Why is it used? Human error must always be a consideration when it comes to data security. By restricting access to sensitive data from irrelevant groups of users, the risk of breached data or other mistakes is greatly minimised.

Drawbacks? Some companies are made of workforces with dozens — even hundreds — of roles, all of which might require different levels of access. For businesses that are ever-changing, rapidly growing or already at an enterprise level, this type of security can easily become difficult to manage. That is why role-based access control should align with any previously defined data classifications, to avoid complication.

Data classification

What is it? This is a process of organising data. There are two primary approaches. One is in accordance to role — this restricts data access to certain job functions. Second is according to data sensitivity — where data restriction is classified by restriction based on how sensitive it is.

Why is it used? When organisations store huge amounts of data, a lack of classification can make it nearly impossible to manage — a serious problem when it comes to ensuring security. Classifying data appropriately ensures it can be managed and additional security layers can be added appropriately over time.

Drawbacks? Depending on the types of data, manual intervention may be required to handle data classification, which is always a time-based issue. For algorithm-based classification processes, keeping on top of these processes is an important task — if this is not done, minor errors can become huge mistakes that impact other security measures.

Splitting data

What is it? Different categories of data require different levels of security. By splitting it up into separate tables, data can be managed in the most appropriate ways rather than applying one security measure to the whole set. It can then be retrieved and joined back together upon request.

Why is it used? Data splitting essentially halves (or further fractionalises depending on the granularity of split data) security risks by distributing data into different locations. It makes data completely useless unless it can be pieced back together, and more complex data splitting practices ensure that this data is continually moved around.

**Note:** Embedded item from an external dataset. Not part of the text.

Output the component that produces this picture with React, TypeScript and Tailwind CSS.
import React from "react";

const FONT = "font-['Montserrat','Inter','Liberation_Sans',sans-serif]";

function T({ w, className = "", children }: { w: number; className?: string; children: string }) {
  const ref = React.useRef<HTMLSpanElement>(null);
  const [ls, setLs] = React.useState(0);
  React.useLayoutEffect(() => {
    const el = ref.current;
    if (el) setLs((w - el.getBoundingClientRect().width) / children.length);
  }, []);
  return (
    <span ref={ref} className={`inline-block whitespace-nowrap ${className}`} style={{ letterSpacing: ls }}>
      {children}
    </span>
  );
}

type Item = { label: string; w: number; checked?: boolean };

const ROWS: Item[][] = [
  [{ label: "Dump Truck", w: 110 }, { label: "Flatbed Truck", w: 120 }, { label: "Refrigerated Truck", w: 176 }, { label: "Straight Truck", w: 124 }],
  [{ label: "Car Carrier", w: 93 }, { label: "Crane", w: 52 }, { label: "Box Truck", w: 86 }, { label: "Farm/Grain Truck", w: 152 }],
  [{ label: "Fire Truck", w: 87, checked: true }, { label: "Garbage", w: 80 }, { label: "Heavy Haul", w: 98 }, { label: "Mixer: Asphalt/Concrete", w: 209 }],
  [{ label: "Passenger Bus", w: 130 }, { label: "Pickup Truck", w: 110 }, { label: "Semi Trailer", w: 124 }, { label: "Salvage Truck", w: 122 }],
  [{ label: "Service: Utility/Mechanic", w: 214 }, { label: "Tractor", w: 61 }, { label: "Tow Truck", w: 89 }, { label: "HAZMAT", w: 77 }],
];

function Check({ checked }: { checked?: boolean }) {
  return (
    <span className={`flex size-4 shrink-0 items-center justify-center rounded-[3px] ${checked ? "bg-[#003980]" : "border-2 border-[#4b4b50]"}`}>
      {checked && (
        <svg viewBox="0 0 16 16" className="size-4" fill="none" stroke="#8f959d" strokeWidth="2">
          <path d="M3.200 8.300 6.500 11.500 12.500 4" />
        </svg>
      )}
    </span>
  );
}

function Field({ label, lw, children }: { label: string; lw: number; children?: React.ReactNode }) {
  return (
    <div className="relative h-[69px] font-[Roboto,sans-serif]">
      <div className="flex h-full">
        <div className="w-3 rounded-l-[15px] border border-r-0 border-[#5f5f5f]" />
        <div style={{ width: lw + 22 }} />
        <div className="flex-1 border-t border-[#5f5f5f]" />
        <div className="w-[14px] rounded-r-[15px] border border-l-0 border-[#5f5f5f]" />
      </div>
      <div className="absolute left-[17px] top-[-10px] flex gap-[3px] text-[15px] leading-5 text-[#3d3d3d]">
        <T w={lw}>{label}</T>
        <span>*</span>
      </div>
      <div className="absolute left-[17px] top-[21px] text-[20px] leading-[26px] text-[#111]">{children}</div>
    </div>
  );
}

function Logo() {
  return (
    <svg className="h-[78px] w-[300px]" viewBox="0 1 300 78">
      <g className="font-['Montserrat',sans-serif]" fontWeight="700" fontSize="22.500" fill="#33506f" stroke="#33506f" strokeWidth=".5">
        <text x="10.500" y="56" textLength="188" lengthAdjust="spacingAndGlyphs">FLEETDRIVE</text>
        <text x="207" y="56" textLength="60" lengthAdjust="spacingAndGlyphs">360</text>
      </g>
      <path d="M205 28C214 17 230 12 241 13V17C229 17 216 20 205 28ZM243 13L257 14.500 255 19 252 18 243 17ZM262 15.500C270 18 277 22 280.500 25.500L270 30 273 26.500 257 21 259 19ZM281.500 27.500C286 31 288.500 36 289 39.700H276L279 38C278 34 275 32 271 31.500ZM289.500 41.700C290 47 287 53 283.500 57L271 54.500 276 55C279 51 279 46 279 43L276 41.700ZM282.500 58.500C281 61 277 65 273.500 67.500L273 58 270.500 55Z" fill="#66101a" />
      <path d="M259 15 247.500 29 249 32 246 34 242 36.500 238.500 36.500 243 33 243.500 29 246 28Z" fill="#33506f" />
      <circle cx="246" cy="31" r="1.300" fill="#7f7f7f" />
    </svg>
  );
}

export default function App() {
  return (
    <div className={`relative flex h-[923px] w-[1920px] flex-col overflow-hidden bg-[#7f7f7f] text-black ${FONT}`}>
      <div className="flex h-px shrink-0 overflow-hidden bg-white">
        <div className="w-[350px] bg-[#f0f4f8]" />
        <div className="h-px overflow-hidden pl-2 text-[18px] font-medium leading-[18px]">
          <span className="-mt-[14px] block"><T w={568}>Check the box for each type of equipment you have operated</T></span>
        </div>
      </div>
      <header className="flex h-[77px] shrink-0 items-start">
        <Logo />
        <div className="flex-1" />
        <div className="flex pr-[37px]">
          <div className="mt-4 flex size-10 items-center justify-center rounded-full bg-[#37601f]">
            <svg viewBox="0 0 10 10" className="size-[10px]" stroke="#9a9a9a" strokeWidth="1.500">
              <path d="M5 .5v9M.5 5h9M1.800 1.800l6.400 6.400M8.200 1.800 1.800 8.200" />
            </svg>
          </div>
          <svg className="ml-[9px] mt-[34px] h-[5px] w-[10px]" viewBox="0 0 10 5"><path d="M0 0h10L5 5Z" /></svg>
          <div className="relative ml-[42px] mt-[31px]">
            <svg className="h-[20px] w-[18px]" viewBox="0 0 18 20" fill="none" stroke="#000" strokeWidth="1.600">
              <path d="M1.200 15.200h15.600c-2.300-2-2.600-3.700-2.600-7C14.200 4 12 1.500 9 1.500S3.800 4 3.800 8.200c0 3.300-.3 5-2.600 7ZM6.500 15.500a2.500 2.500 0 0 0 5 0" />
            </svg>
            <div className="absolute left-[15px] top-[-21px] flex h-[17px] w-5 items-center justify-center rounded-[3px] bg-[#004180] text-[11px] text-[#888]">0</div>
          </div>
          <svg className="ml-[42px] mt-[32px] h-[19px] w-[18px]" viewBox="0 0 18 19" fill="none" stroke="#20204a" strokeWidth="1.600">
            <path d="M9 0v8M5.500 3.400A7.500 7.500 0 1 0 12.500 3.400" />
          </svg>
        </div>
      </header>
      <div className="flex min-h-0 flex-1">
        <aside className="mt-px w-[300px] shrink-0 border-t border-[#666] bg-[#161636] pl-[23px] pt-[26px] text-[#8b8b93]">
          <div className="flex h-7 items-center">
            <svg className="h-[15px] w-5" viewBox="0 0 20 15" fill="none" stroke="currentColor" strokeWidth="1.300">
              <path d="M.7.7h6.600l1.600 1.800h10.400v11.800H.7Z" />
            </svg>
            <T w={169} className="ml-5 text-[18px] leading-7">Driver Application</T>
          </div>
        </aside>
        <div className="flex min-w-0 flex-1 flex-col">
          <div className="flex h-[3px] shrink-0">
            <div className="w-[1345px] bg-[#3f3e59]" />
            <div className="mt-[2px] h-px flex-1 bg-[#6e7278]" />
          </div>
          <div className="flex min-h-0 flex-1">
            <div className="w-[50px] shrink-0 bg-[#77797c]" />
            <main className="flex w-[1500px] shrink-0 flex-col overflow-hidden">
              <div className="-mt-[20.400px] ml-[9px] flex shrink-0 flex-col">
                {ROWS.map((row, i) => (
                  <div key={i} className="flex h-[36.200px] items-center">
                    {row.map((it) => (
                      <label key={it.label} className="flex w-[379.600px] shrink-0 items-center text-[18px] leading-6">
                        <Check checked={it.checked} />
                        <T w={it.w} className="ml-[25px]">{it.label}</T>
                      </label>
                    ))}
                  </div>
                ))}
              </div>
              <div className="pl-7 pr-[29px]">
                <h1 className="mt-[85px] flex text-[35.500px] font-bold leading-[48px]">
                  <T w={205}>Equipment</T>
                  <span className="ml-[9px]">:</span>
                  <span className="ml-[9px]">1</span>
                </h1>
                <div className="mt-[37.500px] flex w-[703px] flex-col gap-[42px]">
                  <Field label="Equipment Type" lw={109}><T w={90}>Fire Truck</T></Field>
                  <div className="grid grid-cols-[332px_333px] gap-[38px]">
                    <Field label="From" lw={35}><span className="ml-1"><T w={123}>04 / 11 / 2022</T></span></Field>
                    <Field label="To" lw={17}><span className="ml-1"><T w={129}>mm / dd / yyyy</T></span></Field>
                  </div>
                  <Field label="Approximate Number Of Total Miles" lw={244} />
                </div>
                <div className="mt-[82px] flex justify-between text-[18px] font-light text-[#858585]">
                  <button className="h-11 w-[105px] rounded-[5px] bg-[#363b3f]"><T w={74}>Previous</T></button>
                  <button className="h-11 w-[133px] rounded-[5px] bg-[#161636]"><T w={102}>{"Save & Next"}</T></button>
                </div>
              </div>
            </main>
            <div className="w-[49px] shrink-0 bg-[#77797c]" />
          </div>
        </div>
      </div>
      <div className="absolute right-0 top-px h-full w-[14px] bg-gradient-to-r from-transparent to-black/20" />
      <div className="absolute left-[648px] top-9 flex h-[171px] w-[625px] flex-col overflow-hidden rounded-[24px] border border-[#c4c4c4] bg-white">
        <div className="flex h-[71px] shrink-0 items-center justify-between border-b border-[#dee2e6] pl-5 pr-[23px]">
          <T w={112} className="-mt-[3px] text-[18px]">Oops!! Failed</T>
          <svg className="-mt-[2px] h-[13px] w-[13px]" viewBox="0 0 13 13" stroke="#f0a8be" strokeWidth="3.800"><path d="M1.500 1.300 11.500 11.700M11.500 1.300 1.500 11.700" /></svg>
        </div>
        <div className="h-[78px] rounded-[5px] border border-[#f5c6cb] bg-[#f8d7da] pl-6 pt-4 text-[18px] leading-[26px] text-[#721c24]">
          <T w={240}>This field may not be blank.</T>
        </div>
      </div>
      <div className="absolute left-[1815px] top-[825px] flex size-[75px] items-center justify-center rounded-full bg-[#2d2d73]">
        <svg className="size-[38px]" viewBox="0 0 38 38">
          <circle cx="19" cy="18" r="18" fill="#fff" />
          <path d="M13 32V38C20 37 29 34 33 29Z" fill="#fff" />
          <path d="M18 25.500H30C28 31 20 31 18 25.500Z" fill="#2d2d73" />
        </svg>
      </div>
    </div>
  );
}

Drawbacks? A potential risk of data splitting is over-distribution; having dozens of tables that split data in different ways can lead to latency issues in data warehouses. However, modern data splitting solutions mitigate this issue with advanced algorithms and fast processing speed.

Securely moving data

What is it? In order to move data safely from one place to another, protocols like SSL or TLS can be used — they authenticate the destination of data and encrypt it along the way. With cloud-based data warehouses, virtual private networks provide good security for moving data by isolating the communication between on premises databases and the cloud-based data warehouse.

Why is it used? A data warehouse contains many moving parts and often data is transferred from their transnational databases to the data warehouse for the most up-to-date reporting and analysis. It’s important to ensure full protection of data as it moves from one place to another.

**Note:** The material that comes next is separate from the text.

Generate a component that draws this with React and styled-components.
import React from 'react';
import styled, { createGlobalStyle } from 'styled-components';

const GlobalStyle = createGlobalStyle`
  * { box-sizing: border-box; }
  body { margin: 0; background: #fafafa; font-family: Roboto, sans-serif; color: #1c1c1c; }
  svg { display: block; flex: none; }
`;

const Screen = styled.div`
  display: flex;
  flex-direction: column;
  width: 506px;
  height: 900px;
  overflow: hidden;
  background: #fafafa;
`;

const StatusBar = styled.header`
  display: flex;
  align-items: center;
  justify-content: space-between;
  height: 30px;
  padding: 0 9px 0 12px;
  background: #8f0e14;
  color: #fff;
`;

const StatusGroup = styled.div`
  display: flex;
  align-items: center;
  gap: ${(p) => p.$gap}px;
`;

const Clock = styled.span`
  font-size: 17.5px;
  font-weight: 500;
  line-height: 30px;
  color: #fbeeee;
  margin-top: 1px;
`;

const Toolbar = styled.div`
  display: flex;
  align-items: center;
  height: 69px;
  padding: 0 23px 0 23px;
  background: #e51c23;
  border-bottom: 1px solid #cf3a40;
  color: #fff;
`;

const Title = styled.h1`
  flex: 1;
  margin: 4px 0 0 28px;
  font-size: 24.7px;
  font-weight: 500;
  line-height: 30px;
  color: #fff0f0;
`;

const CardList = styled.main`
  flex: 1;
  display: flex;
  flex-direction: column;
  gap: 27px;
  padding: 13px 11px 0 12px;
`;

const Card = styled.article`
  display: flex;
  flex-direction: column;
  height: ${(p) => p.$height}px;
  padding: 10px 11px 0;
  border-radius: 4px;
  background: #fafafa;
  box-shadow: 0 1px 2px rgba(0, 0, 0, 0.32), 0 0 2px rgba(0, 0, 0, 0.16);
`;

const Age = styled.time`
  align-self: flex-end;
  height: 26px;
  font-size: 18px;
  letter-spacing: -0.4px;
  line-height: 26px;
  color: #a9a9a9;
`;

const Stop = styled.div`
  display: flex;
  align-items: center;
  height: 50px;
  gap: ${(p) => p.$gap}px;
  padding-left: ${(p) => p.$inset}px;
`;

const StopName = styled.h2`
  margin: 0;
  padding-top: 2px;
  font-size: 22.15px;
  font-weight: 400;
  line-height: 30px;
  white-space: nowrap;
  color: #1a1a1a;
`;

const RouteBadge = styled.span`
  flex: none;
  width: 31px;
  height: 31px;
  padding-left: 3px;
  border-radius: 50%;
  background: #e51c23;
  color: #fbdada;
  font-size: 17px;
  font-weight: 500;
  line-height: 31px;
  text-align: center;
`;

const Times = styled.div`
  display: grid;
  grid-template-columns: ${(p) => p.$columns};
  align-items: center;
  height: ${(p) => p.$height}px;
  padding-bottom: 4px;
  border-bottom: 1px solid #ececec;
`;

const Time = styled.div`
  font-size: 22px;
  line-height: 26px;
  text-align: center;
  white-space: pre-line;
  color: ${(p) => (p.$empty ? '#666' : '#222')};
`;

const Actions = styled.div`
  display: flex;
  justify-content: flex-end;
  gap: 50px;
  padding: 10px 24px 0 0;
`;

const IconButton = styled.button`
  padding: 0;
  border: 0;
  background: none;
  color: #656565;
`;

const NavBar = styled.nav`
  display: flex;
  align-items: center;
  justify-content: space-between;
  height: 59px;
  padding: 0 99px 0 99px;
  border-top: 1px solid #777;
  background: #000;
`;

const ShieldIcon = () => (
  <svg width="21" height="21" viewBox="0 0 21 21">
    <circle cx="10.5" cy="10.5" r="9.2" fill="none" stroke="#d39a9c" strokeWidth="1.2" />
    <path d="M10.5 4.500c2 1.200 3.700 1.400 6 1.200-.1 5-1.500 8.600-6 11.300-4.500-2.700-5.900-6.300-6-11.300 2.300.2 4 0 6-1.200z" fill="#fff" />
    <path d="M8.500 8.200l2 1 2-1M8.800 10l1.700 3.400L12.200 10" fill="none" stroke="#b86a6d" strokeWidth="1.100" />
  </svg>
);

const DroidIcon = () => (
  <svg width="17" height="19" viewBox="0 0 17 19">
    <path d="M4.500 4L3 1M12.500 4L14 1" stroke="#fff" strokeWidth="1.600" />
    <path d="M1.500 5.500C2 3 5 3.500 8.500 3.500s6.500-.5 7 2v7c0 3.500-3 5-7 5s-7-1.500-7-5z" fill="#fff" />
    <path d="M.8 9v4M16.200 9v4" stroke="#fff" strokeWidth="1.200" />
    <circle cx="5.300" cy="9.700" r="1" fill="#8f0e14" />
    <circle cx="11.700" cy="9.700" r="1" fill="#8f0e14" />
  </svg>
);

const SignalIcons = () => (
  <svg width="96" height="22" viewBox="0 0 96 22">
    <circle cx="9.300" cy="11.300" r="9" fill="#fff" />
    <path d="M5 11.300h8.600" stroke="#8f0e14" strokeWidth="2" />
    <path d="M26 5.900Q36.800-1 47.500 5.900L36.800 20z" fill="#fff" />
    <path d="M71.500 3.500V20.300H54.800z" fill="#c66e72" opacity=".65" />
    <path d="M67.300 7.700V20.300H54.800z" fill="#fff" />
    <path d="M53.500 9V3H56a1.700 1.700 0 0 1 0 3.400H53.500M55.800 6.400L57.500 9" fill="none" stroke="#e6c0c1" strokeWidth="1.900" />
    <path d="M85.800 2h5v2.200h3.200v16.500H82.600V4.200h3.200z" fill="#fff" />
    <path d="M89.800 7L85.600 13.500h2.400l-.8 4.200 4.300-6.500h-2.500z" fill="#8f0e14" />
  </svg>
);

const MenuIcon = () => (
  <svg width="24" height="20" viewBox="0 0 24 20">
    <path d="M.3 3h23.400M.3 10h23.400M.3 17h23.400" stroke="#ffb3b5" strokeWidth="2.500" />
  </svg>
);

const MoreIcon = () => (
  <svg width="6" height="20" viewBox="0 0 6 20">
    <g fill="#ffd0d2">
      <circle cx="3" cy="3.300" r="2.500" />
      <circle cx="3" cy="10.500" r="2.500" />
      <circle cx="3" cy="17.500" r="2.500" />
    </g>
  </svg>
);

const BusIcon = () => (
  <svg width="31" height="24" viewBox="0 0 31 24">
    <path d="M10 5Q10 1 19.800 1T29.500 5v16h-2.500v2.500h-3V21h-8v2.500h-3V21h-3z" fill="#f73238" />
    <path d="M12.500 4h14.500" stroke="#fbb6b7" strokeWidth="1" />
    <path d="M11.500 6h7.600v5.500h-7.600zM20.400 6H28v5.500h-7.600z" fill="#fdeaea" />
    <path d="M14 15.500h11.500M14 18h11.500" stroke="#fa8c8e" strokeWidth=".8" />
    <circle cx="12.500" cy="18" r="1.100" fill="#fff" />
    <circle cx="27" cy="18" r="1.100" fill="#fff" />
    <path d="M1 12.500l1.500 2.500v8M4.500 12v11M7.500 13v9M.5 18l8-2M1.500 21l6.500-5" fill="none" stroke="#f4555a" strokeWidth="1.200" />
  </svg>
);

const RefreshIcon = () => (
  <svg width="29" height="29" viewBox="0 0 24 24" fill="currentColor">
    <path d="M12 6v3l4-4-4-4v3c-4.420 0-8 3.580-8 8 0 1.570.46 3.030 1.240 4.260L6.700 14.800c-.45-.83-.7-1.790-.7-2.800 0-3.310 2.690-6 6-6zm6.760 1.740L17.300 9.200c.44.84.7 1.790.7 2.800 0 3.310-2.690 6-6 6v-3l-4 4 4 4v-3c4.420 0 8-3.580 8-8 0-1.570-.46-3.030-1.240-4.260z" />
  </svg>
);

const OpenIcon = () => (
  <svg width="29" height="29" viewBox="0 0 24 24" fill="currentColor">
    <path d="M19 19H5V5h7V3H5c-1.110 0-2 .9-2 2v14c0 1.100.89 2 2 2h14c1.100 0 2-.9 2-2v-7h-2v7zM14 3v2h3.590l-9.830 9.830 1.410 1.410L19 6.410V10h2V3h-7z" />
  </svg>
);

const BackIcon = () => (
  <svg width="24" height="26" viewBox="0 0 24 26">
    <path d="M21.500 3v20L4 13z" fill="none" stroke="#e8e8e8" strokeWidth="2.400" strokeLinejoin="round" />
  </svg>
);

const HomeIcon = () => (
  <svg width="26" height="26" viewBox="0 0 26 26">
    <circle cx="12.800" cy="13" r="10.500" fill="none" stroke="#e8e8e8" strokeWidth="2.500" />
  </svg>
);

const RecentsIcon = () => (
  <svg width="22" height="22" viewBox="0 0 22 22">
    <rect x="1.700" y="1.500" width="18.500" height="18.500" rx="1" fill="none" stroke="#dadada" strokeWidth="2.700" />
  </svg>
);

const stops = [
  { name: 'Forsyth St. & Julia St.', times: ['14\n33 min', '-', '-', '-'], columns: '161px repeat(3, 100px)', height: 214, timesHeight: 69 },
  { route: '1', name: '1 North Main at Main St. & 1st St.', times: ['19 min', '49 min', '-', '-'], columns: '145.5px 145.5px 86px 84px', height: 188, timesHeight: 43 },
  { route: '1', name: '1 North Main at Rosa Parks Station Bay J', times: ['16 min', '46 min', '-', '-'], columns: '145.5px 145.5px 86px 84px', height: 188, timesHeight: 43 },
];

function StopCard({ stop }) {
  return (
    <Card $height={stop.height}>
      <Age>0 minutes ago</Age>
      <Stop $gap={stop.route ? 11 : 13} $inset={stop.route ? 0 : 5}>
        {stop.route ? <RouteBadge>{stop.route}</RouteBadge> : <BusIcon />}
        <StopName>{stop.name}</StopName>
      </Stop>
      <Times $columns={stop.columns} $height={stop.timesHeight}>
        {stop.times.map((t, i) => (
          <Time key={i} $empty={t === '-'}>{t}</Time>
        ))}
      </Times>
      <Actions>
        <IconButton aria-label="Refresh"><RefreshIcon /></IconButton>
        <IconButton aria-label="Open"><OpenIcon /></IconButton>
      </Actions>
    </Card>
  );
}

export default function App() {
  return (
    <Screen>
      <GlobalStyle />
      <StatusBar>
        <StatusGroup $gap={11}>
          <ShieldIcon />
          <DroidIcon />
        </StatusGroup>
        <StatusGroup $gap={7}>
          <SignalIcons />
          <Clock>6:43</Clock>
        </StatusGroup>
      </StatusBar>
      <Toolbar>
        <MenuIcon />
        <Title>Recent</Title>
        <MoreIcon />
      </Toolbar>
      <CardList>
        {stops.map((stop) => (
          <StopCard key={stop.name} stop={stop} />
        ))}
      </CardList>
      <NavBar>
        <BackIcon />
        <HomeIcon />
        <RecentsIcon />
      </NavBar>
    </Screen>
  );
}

Drawbacks? Data transfer protocols are nearly universal in enterprise data warehouses, but they do inherently require additional labour costs to set up and maintain. Also, using SSL or TLS protocols can impact performance, especially in high load systems — there will be a trade-off between speed and security.

Logs and audits

What is it? Log files should be made available by system and application administrators in a readable format for periodic reviews by an independent observer. Logging should be performed in a secure manner and provide analytical capabilities to identify authorized successful access, identify unauthorized access attempts and security violations, provide audit trails for user action as appropriate, and help in reconstructing compromised systems.

Why is it used? Account usage should be logged and monitored to help maintain data warehouse security — it’s key to understanding who has made changes at any time. An effective logging approach will create detailed audit trails that show events leading up to a security issue.

Drawbacks? The result of auditing is never a drawback, but the process can require its own set of security measures which must be setup and maintained over time.

Build documentation

What is it? Audit and security requirements need to be properly documented. The document should have information gathered from data and user classification, data movement and auditable actions.

Why is it used? All stakeholders involved in managing data information security should know how their security protocols are set up — this is why documentation is necessary.

Drawbacks? There are no drawbacks to good documentation — bad documentation, however, is the root of all evil. If proper documentation strategy is not implemented and stuck to from the beginning of any development project, there is an immediate risk that system knowledge only exists in the minds and spoken words of the team. It is an engineer’s nightmare to join a new project and be faced with piecing together broken and nonsensical documentation from their predecessors. From a security perspective this is especially problematic — when a real problem occurs, good documentation can mean the difference between a team’s measured response and a panicked one. Overall — clear documentation takes time, but it is worth it for good data security.